If you want to get the same data visualization quality I have, follow the steps from this article before proceeding:
How to Create Custom Colormaps in Matplotlib
These are the libraries you’ll need to follow along:
import numpy as np
import pandas as pd
import matplotlib as mpl
import matplotlib.pyplot as plt
Matplotlib allows you to create two types of color palettes:
Discrete - The palette has a finite number of color values. Great for categorical data, but you need to make sure the palette has at least as many colors as you have distinct categories.

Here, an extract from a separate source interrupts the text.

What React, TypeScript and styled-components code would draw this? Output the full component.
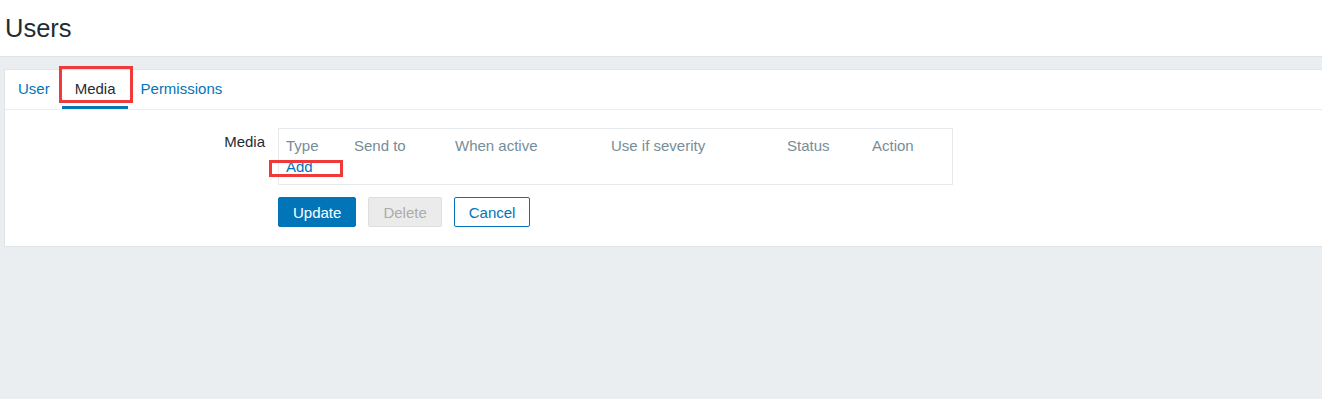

Linear (continuous) - The palette has an “infinite” number of values. Great for continuous and categorical data. You can specify just two colors, and the palette will automatically include all the values between them (think: gradient in Photoshop).
To create a discrete color palette in Matplotlib, run the following:
cmap_discrete = mpl.colors.ListedColormap(
name="discrete-monochromatic-blue",
colors=["#051923", "#003554", "#006494", "#0582ca", "#00a6fb"]
)
cmap_discrete
And to create a linear (continuous) color palette, run this code snippet:
cmap_linear = mpl.colors.LinearSegmentedColormap.from_list(
name="linear-monochromatic-blue",
colors=["#051923", "#003554", "#006494", "#0582ca", "#00a6fb"]
)
cmap_linear
You can see how the discrete palette has 5 distinct colors, while the linear palette takes a continuous range of values.
What’s the difference when visualizing data? That’s what you’ll learn next.
Comparison - Discrete vs. Linear Colormap on Continuous Data
In this section, you’ll create a 10x10 matrix of random numbers [0.0, 1.0) and visualize it as an image.
Run the following snippet to create the data:
data = np.random.random(100).reshape(10, 10)
data
As for the visual, you’ll want to create a 1x2 grid and show the identical dataset colored through a discrete colormap on the left, and a linear colormap on the right:
fig, (ax1, ax2) = plt.subplots(1, 2, figsize=(10, 5))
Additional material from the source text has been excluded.